Les films : Inside Job de Charles Ferguson, Everyone Else de Maren Ade,Le Nom des gens de Michel Leclerc, The American d’Anton Corbijn, Mardi, après Noël de Radu Muntean

Notes sur les films de A à Z: Alamar, Benvenuti al Sud, Commissariat, De vrais mensonges, Dernier Étage, gauche, gauche, Elle s’appelait Sarah, Les Émotifs anonymes, L’Empire du Milieu du Sud, Encore un baiser, La Famille Jones, Home for Christmas, Machete, Memory Lane, Mon pote, Monsters, No et moi, Outrage, Pieds nus sur les limaces, Roses à crédit, Le Sentiment de la chair, Sous toi, la ville, Tolstoï, le dernier automne, Toscan, Tribulations d’une amoureuse sous Staline, Unstoppable, Very Bad Cops, Le Village des ombres, Le Voyage du directeur des ressources humaine


PRÉSENCES DU CINÉMA: Voix off Correspondance 1941-1949 Kracauer / Schüfftan, Bloc-notes de Éric Derobert, Chantier de réflexion : Ricoré, l’ami du cinéma français De Becker à Depardon par Adrien Gombeaud. Hommage à Arthur Penn 1922-2010 par Christian Viviani, à Tony Curtis 1925-2010 par Jean-Pierre Berthomé,à Pierre Guffroy 1926-2010 par Jean-Pierre Berthomé. Comptes-rendus des exposition, Brune / Blonde par Jean-Loup Bourget, Aux sources des Statues meurent aussi par François Thomas. Notes festivalières : Annecy 2010, cinéma italien, Dinard, cinéma britannique et irlandais, Lussas ; Donostia-San Sebastián 2010. Notes de lecture, sélection DVD ( Dario Argento, La Chevaucée des bannis d’André De Toth, 5 films américains restaurés, Les Nuits blanches de Luchino Visconti, Mauro Bolognini


CINÉMA RETROUVÉ : Alexander Kluge.

DOSSIER Anatomie d’un studio : la RKO Une histoire brève Alain Masson Le blanc et le noir La direction photo à la RKO Christian Viviani Vingt ans d’excellence Les décors de la RKO Jean-Pierre Berthomé Fred et Ginger, pourquoi eux ? Yann Tobin Dore Schary Itinéraire d’un producteur surdoué Michel Ciment La tentation d’une nuit sans fin Mark Robson chez Val Lewton Serge Chauvin Nicholas Ray « Les yeux trouvent les yeux » Michael Henry L’aube du chasseur Robert Mitchum à la RKO Franck Kausch.

 

Quelques notes de lectures

Article sur Another Year : De temps à autre par Alain Masson.

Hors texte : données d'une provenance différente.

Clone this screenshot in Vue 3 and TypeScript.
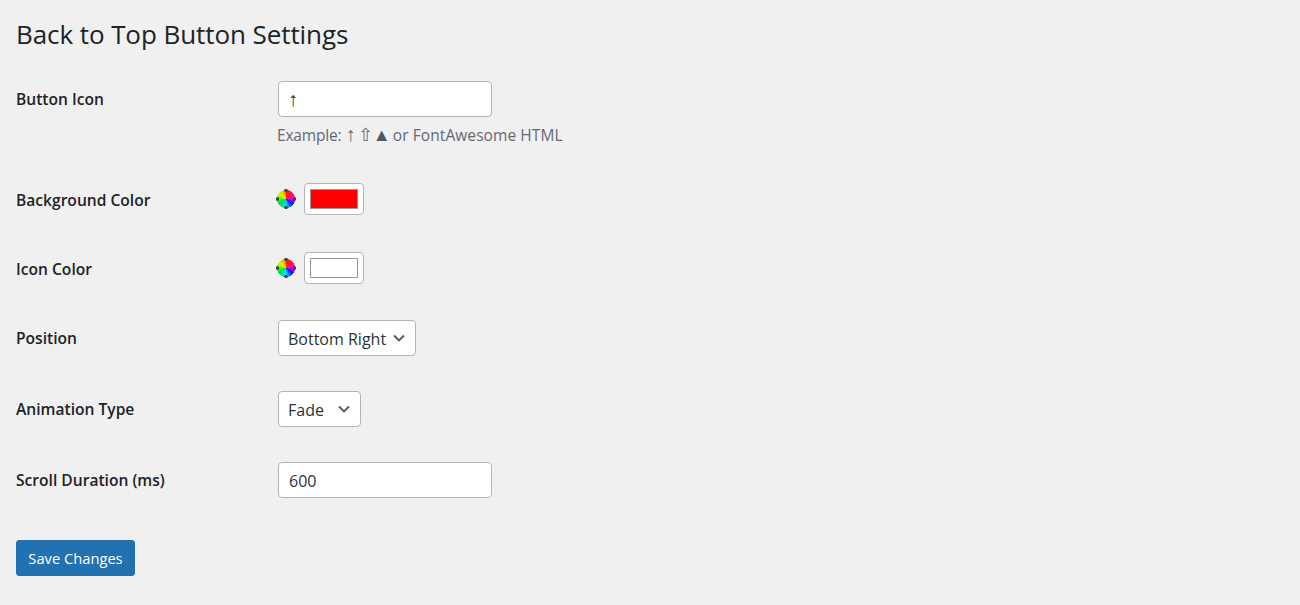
<script setup lang="ts">
import { ref } from 'vue'

const icon = ref('↑')
const bg = ref('#ff0000')
const fg = ref('#ffffff')
const position = ref('bottom-right')
const animation = ref('fade')
const duration = ref('600')
</script>

<template>
  <div class="wrap">
    <h1 class="title">Back to Top Button Settings</h1>
    <form class="form" @submit.prevent>
      <div class="row row-icon">
        <label class="label" for="icon">Button Icon</label>
        <div>
          <input id="icon" v-model="icon" class="text glyph-input" type="text" />
          <p class="desc"><span class="lead">Example:</span> <span class="g-up">↑</span> <span class="g-shift">⇧</span> <span class="g-tri">▲</span> or FontAwesome HTML</p>
        </div>
      </div>
      <div class="row row-color">
        <label class="label" for="bg">Background Color</label>
        <div class="picker">
          <span class="wheel"></span>
          <input id="bg" v-model="bg" class="color" type="color" />
        </div>
      </div>
      <div class="row row-color2">
        <label class="label" for="fg">Icon Color</label>
        <div class="picker">
          <span class="wheel"></span>
          <input id="fg" v-model="fg" class="color" type="color" />
        </div>
      </div>
      <div class="row">
        <label class="label" for="pos">Position</label>
        <div class="select-wrap pos">
          <select id="pos" v-model="position" class="select">
            <option value="bottom-right">Bottom Right</option>
            <option value="bottom-left">Bottom Left</option>
          </select>
          <svg class="chev" width="12" height="8" viewBox="0 0 12 8"><path d="M1 1.5l5 5 5-5" fill="none" stroke="#50575e" stroke-width="1.9" /></svg>
        </div>
      </div>
      <div class="row">
        <label class="label" for="anim">Animation Type</label>
        <div class="select-wrap anim">
          <select id="anim" v-model="animation" class="select">
            <option value="fade">Fade</option>
            <option value="slide">Slide</option>
          </select>
          <svg class="chev" width="12" height="8" viewBox="0 0 12 8"><path d="M1 1.5l5 5 5-5" fill="none" stroke="#50575e" stroke-width="1.9" /></svg>
        </div>
      </div>
      <div class="row row-last">
        <label class="label" for="dur">Scroll Duration (ms)</label>
        <input id="dur" v-model="duration" class="text" type="text" />
      </div>
      <button class="save" type="submit">Save Changes</button>
    </form>
  </div>
</template>

<style>
html, body { background: #f0f0f0; }
</style>

<style scoped>
.wrap {
  height: 605px;
  box-sizing: border-box;
  padding: 0 16px;
  overflow: hidden;
  background: #f0f0f0;
  color: #1d2327;
  font-family: "Open Sans", "Noto Sans", sans-serif;
  font-size: 16px;
}
.title {
  margin: 0;
  padding: 17px 0 0;
  height: 64px;
  box-sizing: border-box;
  font-size: 26px;
  line-height: 34px;
  font-weight: 400;
  letter-spacing: -0.08px;
}
.form { margin: 17px 0 0; }
.row {
  display: grid;
  grid-template-columns: 262px 1fr;
  align-items: start;
  padding-bottom: 35px;
}
.row-icon { padding-bottom: 38px; }
.row-color { padding-bottom: 37px; }
.row-color2 { padding-bottom: 36px; }
.row-last { padding-bottom: 42px; }
.label {
  font-size: 15.6px;
  font-weight: 600;
  line-height: 36px;
}
.row-color .label, .row-color2 .label { height: 32px; line-height: 34px; }
.text {
  display: block;
  width: 214px;
  height: 36px;
  box-sizing: border-box;
  padding: 2px 10px 0;
  background: #fff;
  border: 1px solid #b4b4b4;
  border-radius: 4px;
  color: #2c3338;
  font: inherit;
}
.glyph-input { font-family: "Liberation Sans", sans-serif; font-size: 20px; padding: 1px 9px 0; }
.desc {
  margin: 8px 0 0 -1px;
  height: 20px;
  color: #646970;
  font-size: 15.5px;
  line-height: 21px;
  letter-spacing: 0.08px;
}
.lead { letter-spacing: -0.2px; }
.g-up { font-family: "Liberation Sans", sans-serif; font-size: 20px; line-height: 16px; margin: 0 -2px 0 0; }
.g-shift { font-size: 18px; line-height: 16px; margin: 0 -1px 0 0; }
.g-tri { font-family: "Liberation Sans", sans-serif; font-size: 18px; line-height: 16px; margin: 0 -2px 0 -3px; color: #50575e; }
.picker {
  display: flex;
  align-items: center;
  margin-left: -2px;
  gap: 8px;
}
.wheel {
  width: 20px;
  height: 20px;
  flex: none;
  filter: blur(0.6px);
  background:
    radial-gradient(circle at 50% 7%, #444 0 1.4px, transparent 2.1px),
    radial-gradient(circle at 50% 93%, #444 0 1.4px, transparent 2.1px),
    radial-gradient(circle at 7% 50%, #444 0 1.4px, transparent 2.1px),
    radial-gradient(circle at 93% 50%, #444 0 1.4px, transparent 2.1px),
    radial-gradient(circle at 50% 50%, transparent 0 8.8px, #f0f0f0 9.3px),
    conic-gradient(from 0deg, #ff2000 20deg, #ff00c0 80deg, #1010ff 130deg, #00e0ff 180deg, #00e040 240deg, #d0ff00 310deg, #ffa000 350deg, #ff2000 360deg);
}
.color {
  display: block;
  width: 60px;
  height: 32px;
  box-sizing: border-box;
  padding: 5px;
  background: #fff;
  border: 1px solid #b4b4b4;
  border-radius: 4px;
  appearance: none;
  -webkit-appearance: none;
}
.color::-webkit-color-swatch-wrapper { padding: 0; }
.color::-webkit-color-swatch { border: 1px solid #999; border-radius: 0; }
.select-wrap { position: relative; height: 36px; }
.pos { width: 138px; }
.anim { width: 83px; }
.select {
  display: block;
  width: 100%;
  height: 36px;
  box-sizing: border-box;
  padding: 2px 24px 0 9px;
  background: #fff;
  border: 1px solid #b4b4b4;
  border-radius: 4px;
  color: #2c3338;
  font: inherit;
  appearance: none;
  -webkit-appearance: none;
}
.chev {
  position: absolute;
  right: 11px;
  top: 14px;
  pointer-events: none;
}
.save {
  display: block;
  width: 119px;
  height: 36px;
  padding: 0;
  background: #2271b1;
  border: 1px solid #2271b1;
  border-radius: 3px;
  color: #fff;
  font: inherit;
  font-size: 14.7px;
}
</style>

Un exemple de l'intérêt de la critique : quand il permet de dépasser une réaction épidermique au film. J'étais sorti profondément irrité de la vision de Another year. Je trouvais insupportable de donner aussi peu de chance à Mary et Ken de sortir d'une situation d'accablement définie dès le départ alors que, parallèlement la situation du couple ne présente la moinde évolution. Quelle prise de risque, au-delà de la seule volonté d'être vraisemblable, prend donc un metteur en scène à rester sur ses positions de départ?

Pour Alain Masson c'est justement là l'enjeu du film, Another Year c'est encore une année ; le film gère le retour dans l'écoulement, la circularité, l'écoulement sans remède. Le film se termine comme il commence sur l'image prolongée et indépassable d'une femme accablée, l'insomniaque puis Mary. Pour le couple, la quiétude teint lieu de bonheur à regarder sans impatience la pluie tomber, à marquer leur humble attachement aux choses naturelles et nécessaires, à renoncer aux grandes espérances, à se prêter au rituel sans se demander si on y croit ou non.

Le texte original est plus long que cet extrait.